==== Dataset extract

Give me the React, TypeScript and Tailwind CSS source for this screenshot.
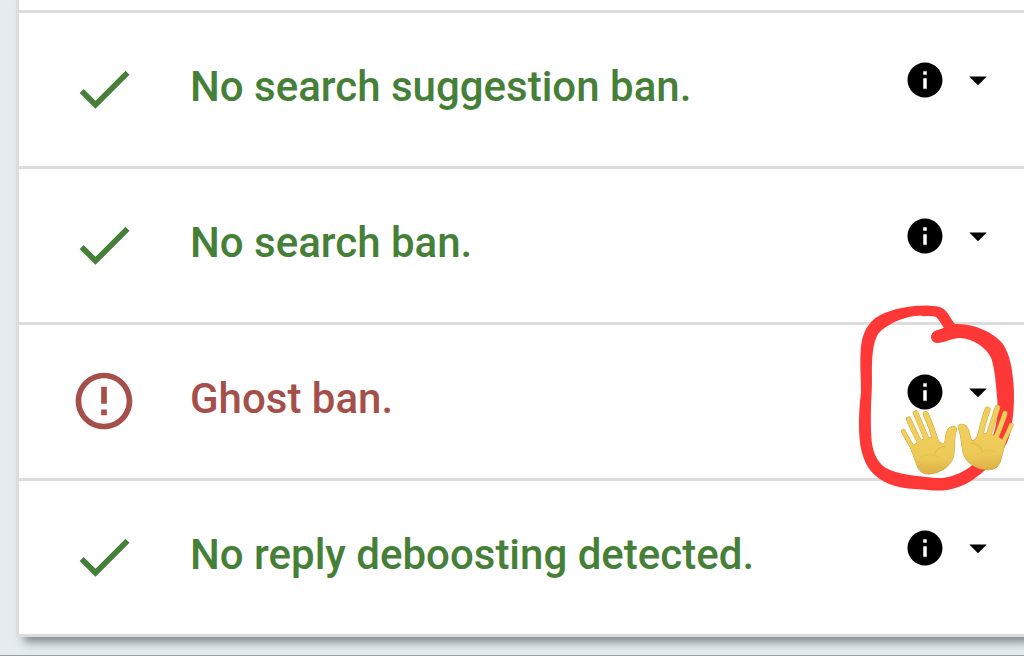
import React from 'react'

type Check = {
    id: string
    label: string
    passed: boolean
    highlighted?: boolean
}

const CHECKS: Check[] = [
    { id: 'suggestion', label: 'No search suggestion ban.', passed: true },
    { id: 'search', label: 'No search ban.', passed: true },
    { id: 'ghost', label: 'Ghost ban.', passed: false, highlighted: true },
    { id: 'reply', label: 'No reply deboosting detected.', passed: true },
]

function CheckIcon() {
    return (
        <svg viewBox="0 0 24 24" className="size-[68px] shrink-0 fill-current" aria-hidden="true">
            <path d="M9 16.17L4.83 12l-1.42 1.41L9 19 21 7l-1.41-1.41z" />
        </svg>
    )
}

function ErrorIcon() {
    return (
        <svg viewBox="0 0 24 24" className="size-[68px] shrink-0 fill-current" aria-hidden="true">
            <path d="M11 15h2v2h-2zm0-8h2v6h-2zm.99-5C6.47 2 2 6.48 2 12s4.47 10 9.99 10C17.52 22 22 17.52 22 12S17.52 2 11.99 2zM12 20c-4.42 0-8-3.58-8-8s3.58-8 8-8 8 3.58 8 8-3.58 8-8 8z" />
        </svg>
    )
}

function InfoIcon() {
    return (
        <svg viewBox="0 0 24 24" className="size-[42px] fill-current" aria-hidden="true">
            <path d="M12 2C6.48 2 2 6.48 2 12s4.48 10 10 10 10-4.48 10-10S17.52 2 12 2zm1 15h-2v-6h2v6zm0-8h-2V7h2v2z" />
        </svg>
    )
}

function CaretIcon() {
    return (
        <svg viewBox="0 0 24 24" className="size-[42px] fill-current" aria-hidden="true">
            <path d="M7 10l5 5 5-5z" />
        </svg>
    )
}

const FINGERS = [
    { d: 'M160 409 C171 430 186 455 206 488', width: 14 },
    { d: 'M176 373 C186 398 200 425 221 465', width: 16 },
    { d: 'M197 354 C208 380 220 410 240 455', width: 17 },
    { d: 'M227 357 C237 378 249 408 260 450', width: 18 },
]

const PALM =
    'M182 458 C200 440 232 424 260 426 C265 434 268 446 281 446 C288 440 285 420 291 408 C296 396 309 391 316 395 C323 402 317 412 315 424 C313 446 314 467 310 486 C302 512 276 531 246 536 C226 540 211 534 203 516 C196 500 190 480 182 458 Z'

function Hand() {
    return (
        <g strokeLinecap="round" strokeLinejoin="round">
            <path d={PALM} fill="#cfa23b" stroke="#cfa23b" strokeWidth="3" />
            {FINGERS.map((f) => (
                <g key={f.d} fill="none">
                    <path d={f.d} stroke="#cfa23b" strokeWidth={f.width} />
                    <path d={f.d} stroke="#f0cf5c" strokeWidth={f.width - 3} />
                </g>
            ))}
            <path d={PALM} fill="url(#palm)" />
            <path d="M253 482 C256 464 270 453 285 455" fill="none" stroke="#e0b64b" strokeWidth="3" />
            <path d="M213 486 C232 475 248 478 270 488" fill="none" stroke="#e5be50" strokeWidth="3" />
        </g>
    )
}

// Hand-drawn marker ring with two waving hands over the row controls
function Annotation() {
    return (
        <svg
            viewBox="0 0 522 615"
            className="pointer-events-none absolute -top-[30px] right-0 w-[174px]"
            aria-hidden="true"
        >
            <defs>
                <linearGradient id="palm" x1="0" y1="0" x2="0" y2="1">
                    <stop offset="0" stopColor="#f0cf5c" />
                    <stop offset="0.65" stopColor="#edca58" />
                    <stop offset="1" stopColor="#dcb046" />
                </linearGradient>
            </defs>
            <path
                fill="#fe3737"
                d="M258 107 C272 104 285 96 301 91 C292 80 283 68 268 64 C249 60 220 60 195 63 C154 68 108 89 84 117 C72 138 68 165 66 205 C65 235 67 258 65 292 C62 340 62 390 64 425 C66 465 78 498 106 518 C142 538 202 543 255 549 C294 552 332 536 360 516 C395 486 422 455 432 412 C442 379 444 350 442 315 C438 272 435 224 424 190 C410 158 370 132 332 129 C304 130 288 142 263 144 C238 143 237 113 258 107 Z M315 87 C369 84 429 110 459 147 C480 180 487 220 491 271 C494 330 490 370 479 420 C467 468 421 518 369 554 C329 580 289 591 236 585 C181 582 124 579 85 549 C51 525 38 489 31 451 C24 400 27 342 33 292 C34 253 29 220 32 165 C35 127 45 95 75 70 C112 44 156 38 200 32 C228 32 265 31 280 41 C298 55 303 73 315 87 Z"
            />
            <path
                fill="none"
                stroke="#fe3737"
                strokeLinecap="round"
                strokeLinejoin="round"
                strokeWidth="36"
                d="M262 125 C290 119 300 106 332 108"
            />
            <path
                fill="none"
                stroke="#fe3737"
                strokeLinecap="round"
                strokeLinejoin="round"
                strokeWidth="31"
                d="M220 48 C245 47 262 49 270 56 C282 68 290 82 300 100"
            />
            <Hand />
            <g transform="rotate(-5 415 450) translate(649 -13) scale(-1 1)">
                <Hand />
            </g>
        </svg>
    )
}

function CheckRow({ check }: { check: Check }) {
    return (
        <li
            className={`relative flex min-h-[156px] items-start border-b-[3px] border-[#dcdcdc] pt-[42px] pr-[25px] pl-[51px] ${
                check.passed ? 'text-[#457f38]' : 'text-[#a54f4b]'
            }`}
        >
            {check.passed ? <CheckIcon /> : <ErrorIcon />}
            <p className="mt-2 ml-[52px] flex-1 text-[42px] leading-[48px] font-medium">{check.label}</p>
            <div className="mt-1 flex gap-[11px] text-black">
                <button type="button" aria-label={`About: ${check.label}`}>
                    <InfoIcon />
                </button>
                <button type="button" aria-label={`Expand: ${check.label}`}>
                    <CaretIcon />
                </button>
            </div>
            {check.highlighted && <Annotation />}
        </li>
    )
}

function App() {
    return (
        <main className="overflow-hidden border-b border-[#999fa2] bg-[#e5ebee] pb-[18px] pl-4 font-['Roboto',sans-serif]">
            <section className="border-l-[3px] border-[#dcdcdc] bg-white shadow-[8px_5px_9px_#7d858a]">
                <div className="h-[13px] border-b-[3px] border-[#dcdcdc]" />
                <ul>
                    {CHECKS.map((check) => (
                        <CheckRow key={check.id} check={check} />
                    ))}
                </ul>
            </section>
        </main>
    )
}

export default App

========

Copy out all of the data word for word. Do not carry over any picture.

Give me the React, TypeScript and Tailwind CSS source for this screenshot.
import React from 'react'

type Check = {
    id: string
    label: string
    passed: boolean
    highlighted?: boolean
}

const CHECKS: Check[] = [
    { id: 'suggestion', label: 'No search suggestion ban.', passed: true },
    { id: 'search', label: 'No search ban.', passed: true },
    { id: 'ghost', label: 'Ghost ban.', passed: false, highlighted: true },
    { id: 'reply', label: 'No reply deboosting detected.', passed: true },
]

function CheckIcon() {
    return (
        <svg viewBox="0 0 24 24" className="size-[68px] shrink-0 fill-current" aria-hidden="true">
            <path d="M9 16.17L4.83 12l-1.42 1.41L9 19 21 7l-1.41-1.41z" />
        </svg>
    )
}

function ErrorIcon() {
    return (
        <svg viewBox="0 0 24 24" className="size-[68px] shrink-0 fill-current" aria-hidden="true">
            <path d="M11 15h2v2h-2zm0-8h2v6h-2zm.99-5C6.47 2 2 6.48 2 12s4.47 10 9.99 10C17.52 22 22 17.52 22 12S17.52 2 11.99 2zM12 20c-4.42 0-8-3.58-8-8s3.58-8 8-8 8 3.58 8 8-3.58 8-8 8z" />
        </svg>
    )
}

function InfoIcon() {
    return (
        <svg viewBox="0 0 24 24" className="size-[42px] fill-current" aria-hidden="true">
            <path d="M12 2C6.48 2 2 6.48 2 12s4.48 10 10 10 10-4.48 10-10S17.52 2 12 2zm1 15h-2v-6h2v6zm0-8h-2V7h2v2z" />
        </svg>
    )
}

function CaretIcon() {
    return (
        <svg viewBox="0 0 24 24" className="size-[42px] fill-current" aria-hidden="true">
            <path d="M7 10l5 5 5-5z" />
        </svg>
    )
}

const FINGERS = [
    { d: 'M160 409 C171 430 186 455 206 488', width: 14 },
    { d: 'M176 373 C186 398 200 425 221 465', width: 16 },
    { d: 'M197 354 C208 380 220 410 240 455', width: 17 },
    { d: 'M227 357 C237 378 249 408 260 450', width: 18 },
]

const PALM =
    'M182 458 C200 440 232 424 260 426 C265 434 268 446 281 446 C288 440 285 420 291 408 C296 396 309 391 316 395 C323 402 317 412 315 424 C313 446 314 467 310 486 C302 512 276 531 246 536 C226 540 211 534 203 516 C196 500 190 480 182 458 Z'

function Hand() {
    return (
        <g strokeLinecap="round" strokeLinejoin="round">
            <path d={PALM} fill="#cfa23b" stroke="#cfa23b" strokeWidth="3" />
            {FINGERS.map((f) => (
                <g key={f.d} fill="none">
                    <path d={f.d} stroke="#cfa23b" strokeWidth={f.width} />
                    <path d={f.d} stroke="#f0cf5c" strokeWidth={f.width - 3} />
                </g>
            ))}
            <path d={PALM} fill="url(#palm)" />
            <path d="M253 482 C256 464 270 453 285 455" fill="none" stroke="#e0b64b" strokeWidth="3" />
            <path d="M213 486 C232 475 248 478 270 488" fill="none" stroke="#e5be50" strokeWidth="3" />
        </g>
    )
}

// Hand-drawn marker ring with two waving hands over the row controls
function Annotation() {
    return (
        <svg
            viewBox="0 0 522 615"
            className="pointer-events-none absolute -top-[30px] right-0 w-[174px]"
            aria-hidden="true"
        >
            <defs>
                <linearGradient id="palm" x1="0" y1="0" x2="0" y2="1">
                    <stop offset="0" stopColor="#f0cf5c" />
                    <stop offset="0.65" stopColor="#edca58" />
                    <stop offset="1" stopColor="#dcb046" />
                </linearGradient>
            </defs>
            <path
                fill="#fe3737"
                d="M258 107 C272 104 285 96 301 91 C292 80 283 68 268 64 C249 60 220 60 195 63 C154 68 108 89 84 117 C72 138 68 165 66 205 C65 235 67 258 65 292 C62 340 62 390 64 425 C66 465 78 498 106 518 C142 538 202 543 255 549 C294 552 332 536 360 516 C395 486 422 455 432 412 C442 379 444 350 442 315 C438 272 435 224 424 190 C410 158 370 132 332 129 C304 130 288 142 263 144 C238 143 237 113 258 107 Z M315 87 C369 84 429 110 459 147 C480 180 487 220 491 271 C494 330 490 370 479 420 C467 468 421 518 369 554 C329 580 289 591 236 585 C181 582 124 579 85 549 C51 525 38 489 31 451 C24 400 27 342 33 292 C34 253 29 220 32 165 C35 127 45 95 75 70 C112 44 156 38 200 32 C228 32 265 31 280 41 C298 55 303 73 315 87 Z"
            />
            <path
                fill="none"
                stroke="#fe3737"
                strokeLinecap="round"
                strokeLinejoin="round"
                strokeWidth="36"
                d="M262 125 C290 119 300 106 332 108"
            />
            <path
                fill="none"
                stroke="#fe3737"
                strokeLinecap="round"
                strokeLinejoin="round"
                strokeWidth="31"
                d="M220 48 C245 47 262 49 270 56 C282 68 290 82 300 100"
            />
            <Hand />
            <g transform="rotate(-5 415 450) translate(649 -13) scale(-1 1)">
                <Hand />
            </g>
        </svg>
    )
}

function CheckRow({ check }: { check: Check }) {
    return (
        <li
            className={`relative flex min-h-[156px] items-start border-b-[3px] border-[#dcdcdc] pt-[42px] pr-[25px] pl-[51px] ${
                check.passed ? 'text-[#457f38]' : 'text-[#a54f4b]'
            }`}
        >
            {check.passed ? <CheckIcon /> : <ErrorIcon />}
            <p className="mt-2 ml-[52px] flex-1 text-[42px] leading-[48px] font-medium">{check.label}</p>
            <div className="mt-1 flex gap-[11px] text-black">
                <button type="button" aria-label={`About: ${check.label}`}>
                    <InfoIcon />
                </button>
                <button type="button" aria-label={`Expand: ${check.label}`}>
                    <CaretIcon />
                </button>
            </div>
            {check.highlighted && <Annotation />}
        </li>
    )
}

function App() {
    return (
        <main className="overflow-hidden border-b border-[#999fa2] bg-[#e5ebee] pb-[18px] pl-4 font-['Roboto',sans-serif]">
            <section className="border-l-[3px] border-[#dcdcdc] bg-white shadow-[8px_5px_9px_#7d858a]">
                <div className="h-[13px] border-b-[3px] border-[#dcdcdc]" />
                <ul>
                    {CHECKS.map((check) => (
                        <CheckRow key={check.id} check={check} />
                    ))}
                </ul>
            </section>
        </main>
    )
}

export default App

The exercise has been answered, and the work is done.